Overall, Andrew and Gregory are describing what I simply call "graphical adventure game". And Risto is limiting that to "first-person graphical adventure game". Again, there's nothing definitive about any of these terms, but it's good to get a feel for what people are saying. So, thanks.

Personman (Jan 7, 2010 at 11:44 PM):

Agree with the above post with the small caveat that I have not played or looked at Ravenhearst or Hoshi Saga Ringo. The first four and Sam & Max I have played and all seem to be Point-and-Click (though I never use the term myself).

The first time that I heard that what I'd always thought of as 'Myst-style puzzle games' were called 'Adventure Games' I was like, "buhh? Aren't adventure games, like, Zelda?", and while I've gotten more used to it, I still don't really like the term. I'm similarly unhappy the use of the phrase 'Puzzle Games' to refer to Tetris and Bejeweled. If I had my way, Action-Adventure Games (Zelda) would be called Adventure Games, Adventure Games (Myst) would be called Puzzle Games, and the block-stacking and three-in-a-rowing subset of what are now called Puzzle Games would be called... something else, maybe Pattern Games or something like that.

Personman (Jan 7, 2010 at 11:51 PM):

Er, the above was written when Gregory's comment would have been above it, but there were issues with comment submission at the time.

Andrew Plotkin (Jan 9, 2010 at 11:26 PM):

Like I said, terminology never makes sense.

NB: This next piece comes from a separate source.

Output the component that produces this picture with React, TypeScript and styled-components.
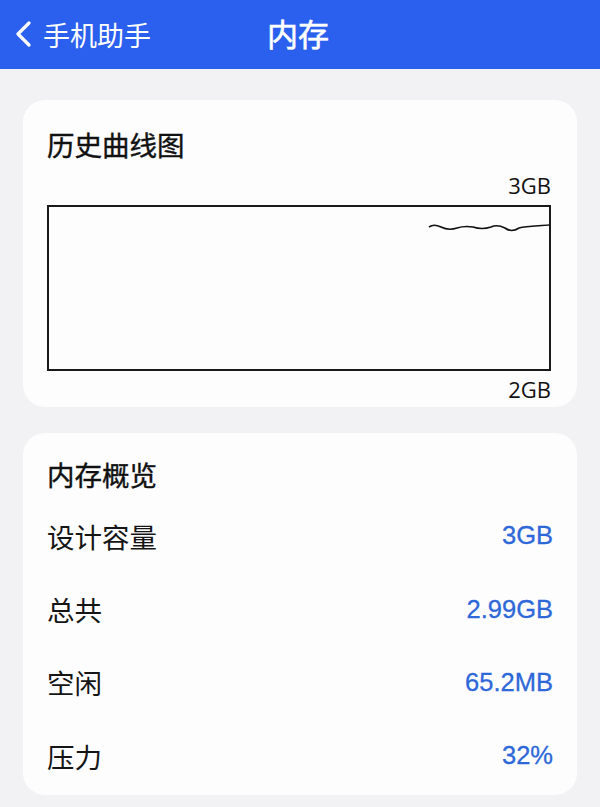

Rikard Peterson (Mar 12, 2012 at 7:06 PM):

I see point-and-click adventure game as a synonym to (graphical) adventure game, but I don't typically use the term myself, as it's a bit redundant. (And needlessly excluding. As has been stated above, Grim Fandango - or, to use a more recent example, Stacking - should qualify. Or how about Escape from Monkey Island? Surely it belongs in the same genre as the earlier Monkey Island games despite being controlled by keyboard or gamepad rather than a mouse!) But I suppose the reason for the term is to separate what I call adventure games from what the console crowd (exemplified here by Personman) calls adventure games (i.e. Zelda).